We Benchmarked 7 Load Testing Tools — Here Are the Results

February 22, 202612 min read

Which load testing tool gives you the most requests per second? The lowest latency? The least memory usage? We ran identical tests across seven tools — including both full frameworks and raw HTTP benchmarkers — to find out. Every tool hit the same Rust/Axum server, the same endpoint, for the same duration, on the same machine.

Headlines

Among full load testing frameworks (with scripting, assertions, and multi-protocol support):

Fastest Framework

145,213 RPS

Fusillade at 1K workers — 1.2x faster than k6, the next-closest framework.

Lowest Latency

0.076ms P50

60x lower than k6. Sub-0.1ms means your measurements are the server, not the tool.

Most Efficient

692 RPS/MB

9.1x more efficient than k6 per MB of RAM. 210 MB total for 1K workers.

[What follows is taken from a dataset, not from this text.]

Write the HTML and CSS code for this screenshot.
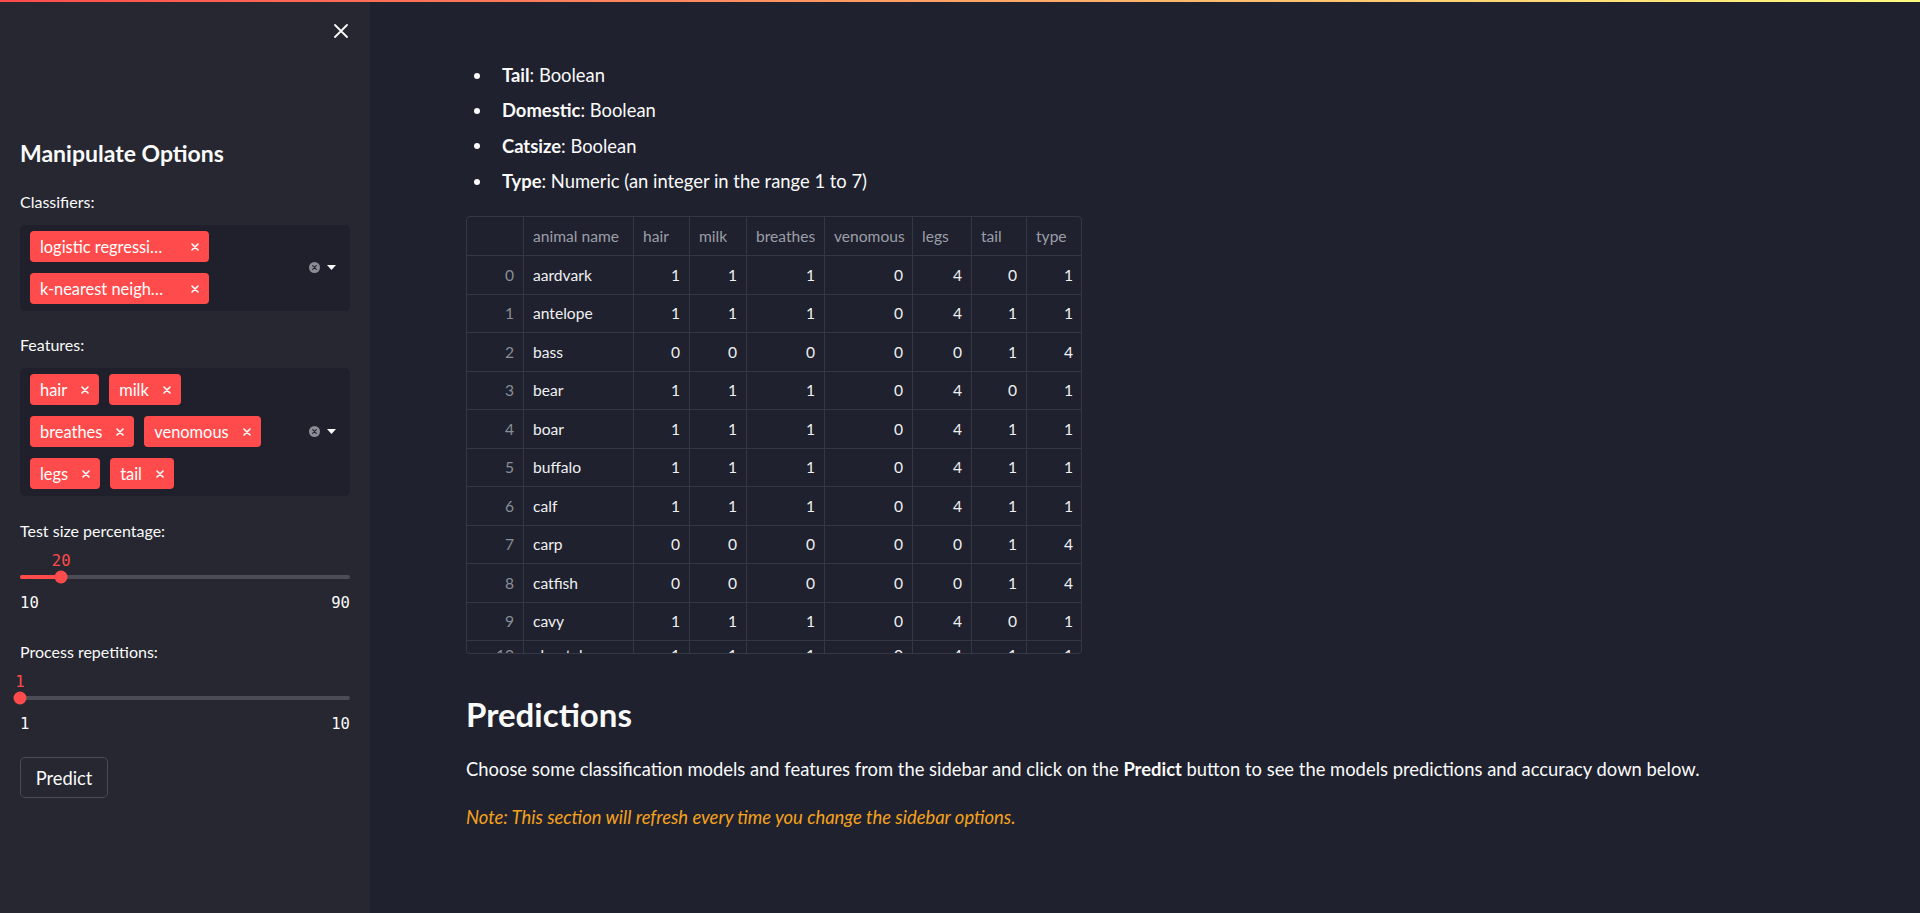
FILE: index.html
```html
<!DOCTYPE html>
<html lang="en">
<head>
<meta charset="utf-8">
<title>Zoo classifiers</title>
<link rel="stylesheet" href="styles.css">
</head>
<body>
<div class="decoration"></div>
<div class="app">
  <aside class="sidebar">
    <div class="sidebar-header">
      <button class="close-btn" aria-label="Close sidebar">
        <svg width="14" height="14" viewBox="0 0 14 14"><path d="M1 1L13 13M13 1L1 13" stroke="#fafafa" stroke-width="1.8" stroke-linecap="round"/></svg>
      </button>
    </div>
    <h3 class="side-title">Manipulate Options</h3>

    <div class="label">Classifiers:</div>
    <div class="multiselect">
      <div class="tags">
        <span class="tag"><span class="tag-text trunc">logistic regression</span><svg class="tag-x wide" width="8" height="8" viewBox="0 0 8 8"><path d="M1 1L7 7M7 1L1 7" stroke="#fff" stroke-width="1.6" stroke-linecap="round"/></svg></span>
        <span class="tag"><span class="tag-text trunc">k-nearest neighbors</span><svg class="tag-x wide" width="8" height="8" viewBox="0 0 8 8"><path d="M1 1L7 7M7 1L1 7" stroke="#fff" stroke-width="1.6" stroke-linecap="round"/></svg></span>
      </div>
      <div class="ms-icons">
        <svg width="11" height="11" viewBox="0 0 11 11"><circle cx="5.5" cy="5.5" r="5.5" fill="#8b8d96"/><path d="M3.7 3.7L7.3 7.3M7.3 3.7L3.7 7.3" stroke="#262730" stroke-width="1.2" stroke-linecap="round"/></svg>
        <svg width="9" height="5" viewBox="0 0 9 5"><path d="M0 0H9L4.5 5Z" fill="#fafafa"/></svg>
      </div>
    </div>

    <div class="label">Features:</div>
    <div class="multiselect">
      <div class="tags">
        <span class="tag"><span class="tag-text">hair</span><svg class="tag-x" width="8" height="8" viewBox="0 0 8 8"><path d="M1 1L7 7M7 1L1 7" stroke="#fff" stroke-width="1.6" stroke-linecap="round"/></svg></span>
        <span class="tag"><span class="tag-text">milk</span><svg class="tag-x" width="8" height="8" viewBox="0 0 8 8"><path d="M1 1L7 7M7 1L1 7" stroke="#fff" stroke-width="1.6" stroke-linecap="round"/></svg></span>
        <span class="tag"><span class="tag-text">breathes</span><svg class="tag-x" width="8" height="8" viewBox="0 0 8 8"><path d="M1 1L7 7M7 1L1 7" stroke="#fff" stroke-width="1.6" stroke-linecap="round"/></svg></span>
        <span class="tag"><span class="tag-text">venomous</span><svg class="tag-x" width="8" height="8" viewBox="0 0 8 8"><path d="M1 1L7 7M7 1L1 7" stroke="#fff" stroke-width="1.6" stroke-linecap="round"/></svg></span>
        <span class="tag"><span class="tag-text">legs</span><svg class="tag-x" width="8" height="8" viewBox="0 0 8 8"><path d="M1 1L7 7M7 1L1 7" stroke="#fff" stroke-width="1.6" stroke-linecap="round"/></svg></span>
        <span class="tag"><span class="tag-text">tail</span><svg class="tag-x" width="8" height="8" viewBox="0 0 8 8"><path d="M1 1L7 7M7 1L1 7" stroke="#fff" stroke-width="1.6" stroke-linecap="round"/></svg></span>
      </div>
      <div class="ms-icons">
        <svg width="11" height="11" viewBox="0 0 11 11"><circle cx="5.5" cy="5.5" r="5.5" fill="#8b8d96"/><path d="M3.7 3.7L7.3 7.3M7.3 3.7L3.7 7.3" stroke="#262730" stroke-width="1.2" stroke-linecap="round"/></svg>
        <svg width="9" height="5" viewBox="0 0 9 5"><path d="M0 0H9L4.5 5Z" fill="#fafafa"/></svg>
      </div>
    </div>

    <div class="label label-slider">Test size percentage:</div>
    <div class="slider">
      <div class="slider-value-row"><span class="slider-value" style="left: 12.5%">20</span></div>
      <div class="track-row">
        <div class="track"><div class="track-fill" style="width: 12.5%"></div><div class="thumb" style="left: 12.5%"></div></div>
      </div>
      <div class="ticks"><span>10</span><span>90</span></div>
    </div>

    <div class="label label-slider2">Process repetitions:</div>
    <div class="slider">
      <div class="slider-value-row"><span class="slider-value" style="left: 0%">1</span></div>
      <div class="track-row">
        <div class="track"><div class="track-fill" style="width: 0%"></div><div class="thumb" style="left: 0%"></div></div>
      </div>
      <div class="ticks"><span>1</span><span>10</span></div>
    </div>

    <button class="predict-btn">Predict</button>
  </aside>

  <main class="main">
    <ul class="bullets">
      <li><b>Tail</b>: Boolean</li>
      <li><b>Domestic</b>: Boolean</li>
      <li><b>Catsize</b>: Boolean</li>
      <li><b>Type</b>: Numeric (an integer in the range 1 to 7)</li>
    </ul>

    <div class="table-wrap">
      <table class="grid">
        <colgroup>
          <col style="width:57px"><col style="width:110px"><col style="width:56px"><col style="width:57px"><col style="width:78px"><col style="width:88px"><col style="width:59px"><col style="width:55px"><col style="width:56px">
        </colgroup>
        <thead>
          <tr><th></th><th>animal name</th><th>hair</th><th>milk</th><th>breathes</th><th>venomous</th><th>legs</th><th>tail</th><th>type</th></tr>
        </thead>
        <tbody>
          <tr><td class="idx">0</td><td class="name">aardvark</td><td>1</td><td>1</td><td>1</td><td>0</td><td>4</td><td>0</td><td>1</td></tr>
          <tr><td class="idx">1</td><td class="name">antelope</td><td>1</td><td>1</td><td>1</td><td>0</td><td>4</td><td>1</td><td>1</td></tr>
          <tr><td class="idx">2</td><td class="name">bass</td><td>0</td><td>0</td><td>0</td><td>0</td><td>0</td><td>1</td><td>4</td></tr>
          <tr><td class="idx">3</td><td class="name">bear</td><td>1</td><td>1</td><td>1</td><td>0</td><td>4</td><td>0</td><td>1</td></tr>
          <tr><td class="idx">4</td><td class="name">boar</td><td>1</td><td>1</td><td>1</td><td>0</td><td>4</td><td>1</td><td>1</td></tr>
          <tr><td class="idx">5</td><td class="name">buffalo</td><td>1</td><td>1</td><td>1</td><td>0</td><td>4</td><td>1</td><td>1</td></tr>
          <tr><td class="idx">6</td><td class="name">calf</td><td>1</td><td>1</td><td>1</td><td>0</td><td>4</td><td>1</td><td>1</td></tr>
          <tr><td class="idx">7</td><td class="name">carp</td><td>0</td><td>0</td><td>0</td><td>0</td><td>0</td><td>1</td><td>4</td></tr>
          <tr><td class="idx">8</td><td class="name">catfish</td><td>0</td><td>0</td><td>0</td><td>0</td><td>0</td><td>1</td><td>4</td></tr>
          <tr><td class="idx">9</td><td class="name">cavy</td><td>1</td><td>1</td><td>1</td><td>0</td><td>4</td><td>0</td><td>1</td></tr>
          <tr class="partial"><td class="idx">10</td><td class="name">cheetah</td><td>1</td><td>1</td><td>1</td><td>0</td><td>4</td><td>1</td><td>1</td></tr>
        </tbody>
      </table>
    </div>

    <h2 class="section-title">Predictions</h2>
    <p class="para">Choose some classification models and features from the sidebar and click on the <b>Predict</b> button to see the models predictions and accuracy down below.</p>
    <p class="note">Note: This section will refresh every time you change the sidebar options.</p>
  </main>
</div>
</body>
</html>
```

FILE: styles.css
```css
html, body {
  margin: 0;
  padding: 0;
  height: 100%;
}
body {
  background: #1f212e;
  color: #fafafa;
  font-family: Lato, "Noto Sans", sans-serif;
  font-size: 18.4px;
  overflow: hidden;
}
.decoration {
  position: fixed;
  top: 0;
  left: 0;
  right: 0;
  height: 2px;
  background: linear-gradient(90deg, #ff4b4b, #fffd80);
  z-index: 10;
}
.app {
  display: flex;
  height: 913px;
}

/* Sidebar */
.sidebar {
  width: 370px;
  flex: 0 0 370px;
  box-sizing: border-box;
  background: #262730;
  padding: 0 20px;
  height: 913px;
}
.sidebar-header {
  height: 62px;
  display: flex;
  justify-content: flex-end;
  align-items: center;
}
.close-btn {
  background: none;
  border: none;
  padding: 0;
  margin-right: 2px;
  width: 14px;
  height: 14px;
  display: flex;
}
.side-title {
  margin: 76px 0 0;
  font-size: 23px;
  line-height: 30px;
  font-weight: 700;
}
.label {
  font-size: 16px;
  line-height: 22px;
  height: 22px;
  margin-top: 23px;
  margin-bottom: 12px;
  color: #fafafa;
}
.multiselect {
  background: #1f202c;
  border-radius: 5px;
  display: flex;
  align-items: center;
  padding: 6px 14px 7px 10px;
}
.tags {
  flex: 1;
  display: flex;
  flex-wrap: wrap;
  align-content: flex-start;
  gap: 11px 10px;
  max-width: 250px;
}
.tag {
  display: inline-flex;
  align-items: center;
  height: 31px;
  padding: 0 10px;
  background: #ff4b4b;
  border-radius: 4px;
  font-size: 16.4px;
  color: #fff;
  box-sizing: border-box;
}
.tag-text {
  white-space: nowrap;
}
.tag-text.trunc {
  width: 126px;
  overflow: hidden;
  text-overflow: ellipsis;
}
.tag-x {
  margin-left: 14px;
}
.tag-x.wide {
  margin-left: 25px;
}
.ms-icons {
  display: flex;
  align-items: center;
  gap: 7px;
  margin-left: auto;
}

.label-slider {
  margin-top: 24px;
  margin-bottom: 0;
}
.label-slider2 {
  margin-top: 29px;
  margin-bottom: 0;
}
.slider {
  padding-top: 10px;
}
.slider-value-row {
  position: relative;
  height: 18px;
}
.slider-value {
  position: absolute;
  top: 0;
  transform: translateX(-50%);
  font-family: "DejaVu Sans Mono", "Liberation Mono", monospace;
  font-size: 15.6px;
  line-height: 18px;
  color: #ff4b4b;
}
.track-row {
  height: 14px;
  display: flex;
  align-items: center;
}
.track {
  position: relative;
  width: 100%;
  height: 4px;
  border-radius: 2px;
  background: #4b4c56;
}
.track-fill {
  height: 4px;
  border-radius: 2px;
  background: #ff4b4b;
}
.thumb {
  position: absolute;
  top: 50%;
  width: 13px;
  height: 13px;
  border-radius: 50%;
  background: #ff4b4b;
  transform: translate(-50%, -50%);
}
.ticks {
  margin-top: 10px;
  height: 18px;
  display: flex;
  justify-content: space-between;
  font-family: "DejaVu Sans Mono", "Liberation Mono", monospace;
  font-size: 15.6px;
  line-height: 18px;
  color: #fafafa;
}
.predict-btn {
  margin-top: 24px;
  width: 88px;
  height: 41px;
  box-sizing: border-box;
  background: #262730;
  border: 1px solid #4a4b55;
  border-radius: 5px;
  color: #fafafa;
  font-family: Lato, "Noto Sans", sans-serif;
  font-size: 18.3px;
  padding: 0;
}

/* Main */
.main {
  flex: 1;
  padding: 58px 96px 0 96px;
  box-sizing: border-box;
}
.bullets {
  list-style: none;
  margin: 0;
  padding: 0 0 0 36px;
}
.bullets li {
  position: relative;
  line-height: 35.3px;
  height: 35.3px;
}
.bullets li::before {
  content: "";
  position: absolute;
  left: -28px;
  top: 50%;
  width: 6px;
  height: 6px;
  margin-top: -3px;
  border-radius: 50%;
  background: #fafafa;
}
.bullets b {
  font-weight: 700;
}
.table-wrap {
  margin-top: 17px;
  width: 616px;
  height: 438px;
  box-sizing: border-box;
  border: 1px solid #353743;
  border-radius: 4px;
  overflow: hidden;
}
.grid {
  border-collapse: collapse;
  table-layout: fixed;
  width: 616px;
  margin: -1px 0 0 -1px;
  font-size: 15.6px;
}
.grid th, .grid td {
  border: 1px solid #353743;
  padding: 0 9px;
  white-space: nowrap;
  overflow: hidden;
}
.grid th {
  height: 38px;
  font-weight: 400;
  text-align: left;
  color: #9c9ea7;
}
.grid td {
  height: 37.5px;
  text-align: right;
  color: #f0f0f2;
}
.grid tr.partial td {
  vertical-align: top;
  padding-top: 5px;
}
.grid td.idx {
  color: #8b8d96;
}
.grid td.name {
  text-align: left;
}
.section-title {
  margin: 41px 0 0;
  font-size: 33px;
  line-height: 38px;
  font-weight: 700;
}
.para {
  margin: 22px 0 0;
  line-height: 28px;
}
.para b {
  font-weight: 700;
}
.note {
  margin: 20px 0 0;
  line-height: 28px;
  font-style: italic;
  color: #f5a11c;
}
```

Raw HTTP benchmarkers (bombardier, oha) achieved higher raw throughput but lack scripting and assertions. See full rankings below.

Full Rankings

All seven tools ran the same test: 1,000 concurrent connections hitting GET /api/users on a local Rust/Axum server for 60 seconds. Memory was measured via /usr/bin/time -v.

#	Tool	RPS	P50	P99	RAM	RPS/MB
1	bombardier	564,944	1.50ms	5.95ms	39 MB	14,487
2	oha	523,284	1.58ms	6.07ms	6,634 MB	79
3	Fusillade	145,213	0.08ms	0.35ms	210 MB	692
4	k6	121,972	4.55ms	22.50ms	1,608 MB	76
5	Gatling	16,606	29.00ms	477ms	659 MB	25
6	Locust	2,374	22.00ms	40ms	116 MB	20
7	Artillery*	1,000	<1ms	3ms	2,762 MB	0.4

* Artillery uses an arrival-rate model (1,000 req/s by design), not concurrent-user saturation. bombardier and oha are raw HTTP benchmarkers with no scripting engine. All tools achieved a 0.00% error rate across the full test duration.

Among Full Frameworks

bombardier and oha are raw HTTP benchmarkers — fast, but no scripting, no assertions, no multi-step scenarios. When you compare only the tools that offer scripting, assertions, and multi-protocol support, the picture changes.

#	Tool	RPS	P50	RAM	RPS/MB
1	Fusillade	145,213	0.08ms	210 MB	692
2	k6	121,972	4.55ms	1,608 MB	76
3	Gatling	16,606	29.00ms	659 MB	25
4	Locust	2,374	22.00ms	116 MB	20
5	Artillery*	1,000	<1ms	2,762 MB	0.4

Fusillade leads in throughput, latency, and efficiency. It delivers the most requests per second while using the least memory of any full framework tested.

Fusillade vs k6: Head to Head

Fusillade and k6 are the two closest competitors in throughput. Both ran with 1,000 virtual users, response body discarding, and status code assertions on every request.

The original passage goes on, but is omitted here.